WHAT YOU NEED TO DO: What are the lines from the one with "Rebuild this screenshot" through the one with "strokeLinecap: 'round', strokeLinejoin: 'round'", inclusive? Output them exactly, and leave out the pictures.

[Code that builds pages]
"""

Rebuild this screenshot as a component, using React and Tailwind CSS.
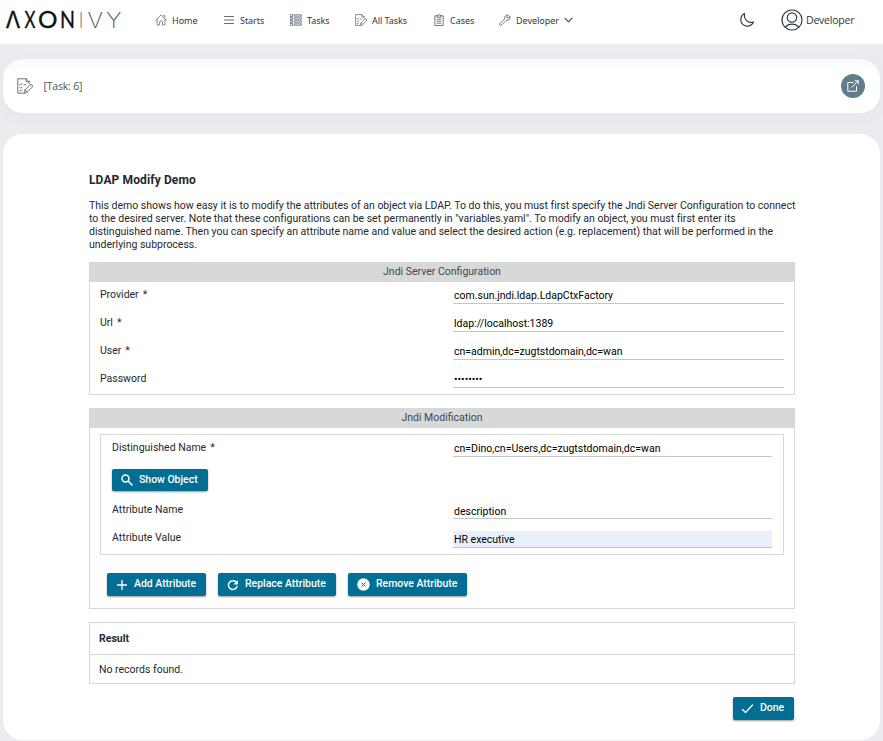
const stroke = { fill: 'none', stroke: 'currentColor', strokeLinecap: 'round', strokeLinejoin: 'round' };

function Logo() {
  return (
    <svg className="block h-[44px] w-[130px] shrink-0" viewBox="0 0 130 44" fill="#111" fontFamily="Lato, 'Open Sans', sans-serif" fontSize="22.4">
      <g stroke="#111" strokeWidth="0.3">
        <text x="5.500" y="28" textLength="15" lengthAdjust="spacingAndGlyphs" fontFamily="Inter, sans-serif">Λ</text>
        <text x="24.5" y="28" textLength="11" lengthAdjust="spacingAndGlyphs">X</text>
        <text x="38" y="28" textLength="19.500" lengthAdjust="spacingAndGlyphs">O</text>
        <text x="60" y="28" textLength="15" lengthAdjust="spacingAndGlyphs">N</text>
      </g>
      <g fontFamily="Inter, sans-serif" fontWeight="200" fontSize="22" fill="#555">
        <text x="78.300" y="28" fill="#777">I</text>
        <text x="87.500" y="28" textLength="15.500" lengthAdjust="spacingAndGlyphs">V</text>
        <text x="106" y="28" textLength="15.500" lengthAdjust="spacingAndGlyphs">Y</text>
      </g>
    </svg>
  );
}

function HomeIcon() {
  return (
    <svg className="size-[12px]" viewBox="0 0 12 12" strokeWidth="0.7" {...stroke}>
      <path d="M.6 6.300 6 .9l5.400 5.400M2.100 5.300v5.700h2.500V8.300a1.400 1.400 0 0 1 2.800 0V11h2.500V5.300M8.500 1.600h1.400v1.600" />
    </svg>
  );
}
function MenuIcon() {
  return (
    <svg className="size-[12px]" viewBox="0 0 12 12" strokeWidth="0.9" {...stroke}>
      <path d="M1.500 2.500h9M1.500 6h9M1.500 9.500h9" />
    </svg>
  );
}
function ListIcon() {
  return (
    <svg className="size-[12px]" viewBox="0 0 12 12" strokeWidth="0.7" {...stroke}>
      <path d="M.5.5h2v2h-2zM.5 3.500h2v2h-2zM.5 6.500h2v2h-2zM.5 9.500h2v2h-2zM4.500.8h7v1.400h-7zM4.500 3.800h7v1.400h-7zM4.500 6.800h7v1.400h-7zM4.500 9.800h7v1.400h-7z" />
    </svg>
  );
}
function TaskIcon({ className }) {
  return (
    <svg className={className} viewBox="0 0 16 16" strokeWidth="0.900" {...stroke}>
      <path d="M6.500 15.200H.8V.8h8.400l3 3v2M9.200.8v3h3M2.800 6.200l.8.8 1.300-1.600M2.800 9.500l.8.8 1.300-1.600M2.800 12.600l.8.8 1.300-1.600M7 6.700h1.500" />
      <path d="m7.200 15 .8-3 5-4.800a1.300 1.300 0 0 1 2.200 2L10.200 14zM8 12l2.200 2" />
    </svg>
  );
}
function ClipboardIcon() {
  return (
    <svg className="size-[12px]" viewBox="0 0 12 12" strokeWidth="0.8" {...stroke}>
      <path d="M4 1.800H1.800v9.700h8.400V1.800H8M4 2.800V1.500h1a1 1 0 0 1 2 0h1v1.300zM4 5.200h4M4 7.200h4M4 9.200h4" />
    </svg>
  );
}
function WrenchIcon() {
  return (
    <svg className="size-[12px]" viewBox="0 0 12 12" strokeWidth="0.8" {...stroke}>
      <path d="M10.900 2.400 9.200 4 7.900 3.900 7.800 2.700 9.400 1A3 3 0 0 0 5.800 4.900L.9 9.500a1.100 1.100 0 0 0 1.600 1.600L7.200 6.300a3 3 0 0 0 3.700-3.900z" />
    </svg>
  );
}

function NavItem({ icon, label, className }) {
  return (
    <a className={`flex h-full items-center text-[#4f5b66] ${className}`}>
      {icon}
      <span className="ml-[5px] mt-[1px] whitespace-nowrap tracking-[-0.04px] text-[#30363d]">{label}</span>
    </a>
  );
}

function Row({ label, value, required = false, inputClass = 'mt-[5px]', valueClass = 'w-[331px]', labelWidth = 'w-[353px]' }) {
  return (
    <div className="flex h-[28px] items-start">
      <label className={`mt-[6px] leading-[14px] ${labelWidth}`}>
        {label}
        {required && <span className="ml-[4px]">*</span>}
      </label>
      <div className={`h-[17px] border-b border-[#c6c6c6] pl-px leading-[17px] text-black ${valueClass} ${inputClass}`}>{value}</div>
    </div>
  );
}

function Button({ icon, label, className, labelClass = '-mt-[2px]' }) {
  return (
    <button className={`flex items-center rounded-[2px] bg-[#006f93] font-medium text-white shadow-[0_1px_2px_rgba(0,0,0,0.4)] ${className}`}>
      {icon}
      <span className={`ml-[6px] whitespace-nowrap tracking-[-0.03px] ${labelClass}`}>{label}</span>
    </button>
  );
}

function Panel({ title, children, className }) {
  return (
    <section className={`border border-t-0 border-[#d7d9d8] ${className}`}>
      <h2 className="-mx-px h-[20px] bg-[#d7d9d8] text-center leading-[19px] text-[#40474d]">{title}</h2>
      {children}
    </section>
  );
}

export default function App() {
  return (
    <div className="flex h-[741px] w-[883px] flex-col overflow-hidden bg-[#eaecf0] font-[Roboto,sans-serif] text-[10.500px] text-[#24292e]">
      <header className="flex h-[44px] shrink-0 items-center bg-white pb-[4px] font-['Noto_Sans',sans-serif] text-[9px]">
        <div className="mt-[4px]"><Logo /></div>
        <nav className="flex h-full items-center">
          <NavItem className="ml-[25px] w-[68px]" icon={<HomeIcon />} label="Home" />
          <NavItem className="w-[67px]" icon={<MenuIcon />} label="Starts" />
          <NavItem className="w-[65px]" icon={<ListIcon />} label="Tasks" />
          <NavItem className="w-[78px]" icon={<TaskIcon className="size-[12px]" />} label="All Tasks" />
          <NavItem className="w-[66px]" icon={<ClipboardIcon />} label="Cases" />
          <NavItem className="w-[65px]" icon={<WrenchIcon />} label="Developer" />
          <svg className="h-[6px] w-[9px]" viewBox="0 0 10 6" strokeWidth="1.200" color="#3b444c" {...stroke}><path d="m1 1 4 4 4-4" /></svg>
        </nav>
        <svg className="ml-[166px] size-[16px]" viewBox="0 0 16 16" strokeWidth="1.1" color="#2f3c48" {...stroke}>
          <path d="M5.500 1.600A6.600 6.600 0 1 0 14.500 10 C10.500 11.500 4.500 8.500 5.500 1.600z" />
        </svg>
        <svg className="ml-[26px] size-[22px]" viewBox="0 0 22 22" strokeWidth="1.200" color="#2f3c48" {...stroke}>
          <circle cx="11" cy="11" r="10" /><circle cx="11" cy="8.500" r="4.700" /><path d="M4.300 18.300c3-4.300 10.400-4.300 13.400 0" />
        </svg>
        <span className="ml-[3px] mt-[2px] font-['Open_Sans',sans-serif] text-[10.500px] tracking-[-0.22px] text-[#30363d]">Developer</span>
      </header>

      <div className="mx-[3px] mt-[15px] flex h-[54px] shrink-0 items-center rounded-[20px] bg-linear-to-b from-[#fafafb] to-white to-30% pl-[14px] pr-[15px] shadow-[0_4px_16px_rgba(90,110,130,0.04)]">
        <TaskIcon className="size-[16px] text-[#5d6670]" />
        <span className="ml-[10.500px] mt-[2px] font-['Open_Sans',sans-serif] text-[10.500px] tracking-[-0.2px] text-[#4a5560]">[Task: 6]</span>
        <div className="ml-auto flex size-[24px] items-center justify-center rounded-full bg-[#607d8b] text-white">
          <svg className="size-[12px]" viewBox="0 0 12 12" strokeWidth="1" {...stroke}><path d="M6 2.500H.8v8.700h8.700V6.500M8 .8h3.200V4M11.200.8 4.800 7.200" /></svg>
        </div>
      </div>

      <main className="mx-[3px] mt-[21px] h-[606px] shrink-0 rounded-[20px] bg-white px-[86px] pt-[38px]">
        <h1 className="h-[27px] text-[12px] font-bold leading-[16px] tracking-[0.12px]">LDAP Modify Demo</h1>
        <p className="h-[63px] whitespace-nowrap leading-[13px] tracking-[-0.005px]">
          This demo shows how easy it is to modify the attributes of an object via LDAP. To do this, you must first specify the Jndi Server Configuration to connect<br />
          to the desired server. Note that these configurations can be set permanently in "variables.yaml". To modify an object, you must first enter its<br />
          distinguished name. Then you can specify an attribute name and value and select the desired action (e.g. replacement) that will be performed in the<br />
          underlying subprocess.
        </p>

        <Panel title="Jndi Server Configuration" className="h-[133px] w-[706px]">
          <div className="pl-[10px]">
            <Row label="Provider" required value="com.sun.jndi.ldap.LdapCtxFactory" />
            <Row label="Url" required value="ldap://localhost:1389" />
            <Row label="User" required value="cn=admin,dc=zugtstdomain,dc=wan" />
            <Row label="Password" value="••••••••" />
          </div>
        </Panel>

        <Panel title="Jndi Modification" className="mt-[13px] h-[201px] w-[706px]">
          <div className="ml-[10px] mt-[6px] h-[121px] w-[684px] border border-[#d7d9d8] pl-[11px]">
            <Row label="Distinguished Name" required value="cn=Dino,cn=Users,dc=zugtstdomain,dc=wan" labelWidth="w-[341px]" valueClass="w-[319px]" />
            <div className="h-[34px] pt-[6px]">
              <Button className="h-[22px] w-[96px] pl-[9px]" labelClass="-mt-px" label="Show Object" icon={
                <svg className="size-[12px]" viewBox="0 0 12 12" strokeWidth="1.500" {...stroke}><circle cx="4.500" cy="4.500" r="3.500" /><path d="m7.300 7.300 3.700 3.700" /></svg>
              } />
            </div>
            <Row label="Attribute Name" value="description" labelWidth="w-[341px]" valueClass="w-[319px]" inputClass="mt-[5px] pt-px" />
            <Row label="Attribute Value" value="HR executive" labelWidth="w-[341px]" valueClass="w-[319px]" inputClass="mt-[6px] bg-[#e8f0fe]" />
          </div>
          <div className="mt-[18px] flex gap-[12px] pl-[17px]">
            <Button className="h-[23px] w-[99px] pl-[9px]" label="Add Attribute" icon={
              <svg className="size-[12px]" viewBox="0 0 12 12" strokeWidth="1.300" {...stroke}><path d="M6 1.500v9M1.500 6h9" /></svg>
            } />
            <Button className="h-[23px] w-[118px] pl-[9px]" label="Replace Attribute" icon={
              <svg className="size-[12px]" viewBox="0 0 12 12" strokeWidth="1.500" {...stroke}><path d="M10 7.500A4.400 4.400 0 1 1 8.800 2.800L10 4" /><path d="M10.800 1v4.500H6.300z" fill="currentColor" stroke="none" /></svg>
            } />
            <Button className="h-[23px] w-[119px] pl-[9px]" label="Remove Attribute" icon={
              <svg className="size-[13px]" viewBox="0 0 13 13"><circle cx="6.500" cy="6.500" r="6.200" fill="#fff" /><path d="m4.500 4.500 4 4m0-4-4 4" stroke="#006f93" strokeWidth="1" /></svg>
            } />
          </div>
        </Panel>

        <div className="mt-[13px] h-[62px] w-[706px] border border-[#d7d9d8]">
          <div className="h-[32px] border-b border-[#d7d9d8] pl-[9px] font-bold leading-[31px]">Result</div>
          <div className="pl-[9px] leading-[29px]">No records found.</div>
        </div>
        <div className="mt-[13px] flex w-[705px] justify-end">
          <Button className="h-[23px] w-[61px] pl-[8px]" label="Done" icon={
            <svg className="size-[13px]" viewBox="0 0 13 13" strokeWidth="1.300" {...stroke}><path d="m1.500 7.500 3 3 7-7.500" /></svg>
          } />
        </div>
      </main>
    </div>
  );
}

"""
"""

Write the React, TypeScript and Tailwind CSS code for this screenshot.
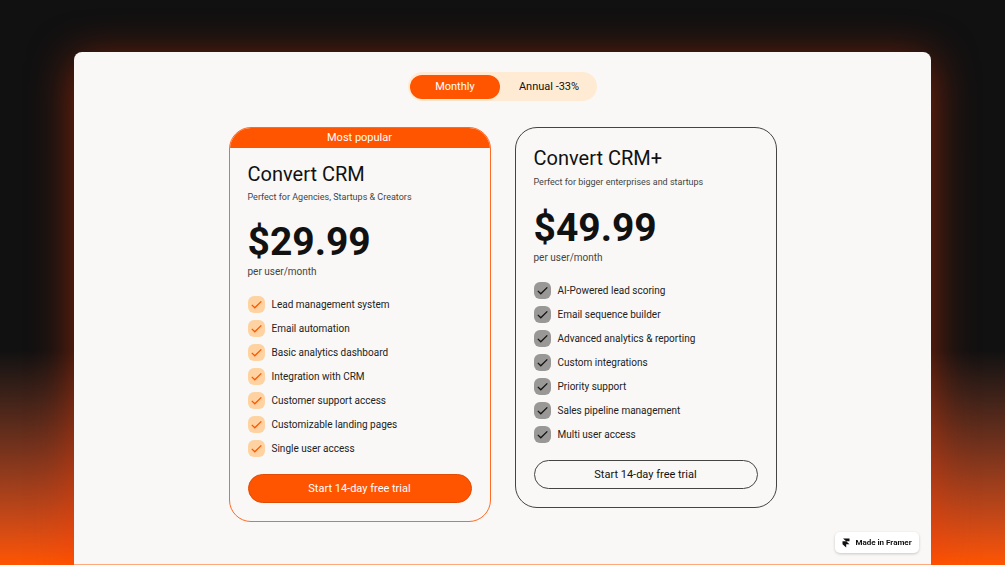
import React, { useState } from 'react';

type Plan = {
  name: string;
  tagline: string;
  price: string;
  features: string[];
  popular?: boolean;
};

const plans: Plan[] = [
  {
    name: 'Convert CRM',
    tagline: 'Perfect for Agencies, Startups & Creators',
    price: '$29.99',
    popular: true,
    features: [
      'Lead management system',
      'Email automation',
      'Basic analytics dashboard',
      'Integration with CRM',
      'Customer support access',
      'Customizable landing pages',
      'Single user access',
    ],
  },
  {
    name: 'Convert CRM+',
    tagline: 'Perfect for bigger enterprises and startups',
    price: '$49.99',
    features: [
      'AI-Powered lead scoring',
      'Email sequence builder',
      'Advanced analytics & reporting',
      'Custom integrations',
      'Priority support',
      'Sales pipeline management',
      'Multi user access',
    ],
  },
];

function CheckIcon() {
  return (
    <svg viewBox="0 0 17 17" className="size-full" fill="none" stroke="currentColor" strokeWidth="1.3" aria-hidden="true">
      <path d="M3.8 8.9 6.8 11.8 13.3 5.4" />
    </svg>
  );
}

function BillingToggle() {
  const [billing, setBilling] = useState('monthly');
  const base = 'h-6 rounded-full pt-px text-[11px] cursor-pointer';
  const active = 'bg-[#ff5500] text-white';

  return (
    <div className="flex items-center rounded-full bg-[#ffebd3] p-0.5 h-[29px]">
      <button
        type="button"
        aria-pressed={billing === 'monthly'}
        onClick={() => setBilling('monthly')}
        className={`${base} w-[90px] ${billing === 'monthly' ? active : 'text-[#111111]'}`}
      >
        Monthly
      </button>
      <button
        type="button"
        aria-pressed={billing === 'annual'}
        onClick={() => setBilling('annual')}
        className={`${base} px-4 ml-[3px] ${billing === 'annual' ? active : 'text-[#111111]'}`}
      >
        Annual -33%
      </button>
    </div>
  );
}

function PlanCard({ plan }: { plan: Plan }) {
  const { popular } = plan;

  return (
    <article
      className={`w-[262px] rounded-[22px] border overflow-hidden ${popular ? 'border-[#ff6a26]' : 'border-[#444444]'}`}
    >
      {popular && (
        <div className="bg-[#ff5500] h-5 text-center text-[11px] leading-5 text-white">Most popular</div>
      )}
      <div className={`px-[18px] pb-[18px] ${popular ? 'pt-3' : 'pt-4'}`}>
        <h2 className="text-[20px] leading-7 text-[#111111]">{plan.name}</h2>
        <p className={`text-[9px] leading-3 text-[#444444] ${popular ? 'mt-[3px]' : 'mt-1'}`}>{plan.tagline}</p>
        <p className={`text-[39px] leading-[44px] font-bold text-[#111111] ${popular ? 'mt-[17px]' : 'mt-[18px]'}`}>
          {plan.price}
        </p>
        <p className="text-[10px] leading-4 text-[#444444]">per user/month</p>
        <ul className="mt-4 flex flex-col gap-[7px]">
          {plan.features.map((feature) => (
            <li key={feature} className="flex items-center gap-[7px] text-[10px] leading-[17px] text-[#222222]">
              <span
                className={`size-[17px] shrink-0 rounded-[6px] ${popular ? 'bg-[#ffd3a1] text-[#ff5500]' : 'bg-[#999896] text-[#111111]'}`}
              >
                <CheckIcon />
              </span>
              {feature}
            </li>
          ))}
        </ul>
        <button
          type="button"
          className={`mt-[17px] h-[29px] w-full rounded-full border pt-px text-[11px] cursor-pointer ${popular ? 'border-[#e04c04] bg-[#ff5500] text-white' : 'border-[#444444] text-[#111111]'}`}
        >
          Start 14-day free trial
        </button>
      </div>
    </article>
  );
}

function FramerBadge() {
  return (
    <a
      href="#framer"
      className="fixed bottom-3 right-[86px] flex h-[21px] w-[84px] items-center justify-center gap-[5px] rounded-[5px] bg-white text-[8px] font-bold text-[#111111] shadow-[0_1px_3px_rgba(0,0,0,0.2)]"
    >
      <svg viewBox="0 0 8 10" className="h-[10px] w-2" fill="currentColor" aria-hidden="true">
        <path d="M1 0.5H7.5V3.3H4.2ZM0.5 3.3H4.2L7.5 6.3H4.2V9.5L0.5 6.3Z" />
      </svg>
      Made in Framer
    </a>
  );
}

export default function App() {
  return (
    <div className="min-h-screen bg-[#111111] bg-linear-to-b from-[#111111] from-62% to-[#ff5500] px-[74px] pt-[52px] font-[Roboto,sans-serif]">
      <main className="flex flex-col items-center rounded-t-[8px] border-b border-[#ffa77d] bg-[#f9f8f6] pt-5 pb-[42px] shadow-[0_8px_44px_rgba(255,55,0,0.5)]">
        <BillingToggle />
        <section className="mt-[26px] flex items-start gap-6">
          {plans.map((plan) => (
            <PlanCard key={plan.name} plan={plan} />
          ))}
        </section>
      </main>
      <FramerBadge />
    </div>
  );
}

"""

EXPECTED OUTPUT:
Rebuild this screenshot as a component, using React and Tailwind CSS.
const stroke = { fill: 'none', stroke: 'currentColor', strokeLinecap: 'round', strokeLinejoin: 'round' };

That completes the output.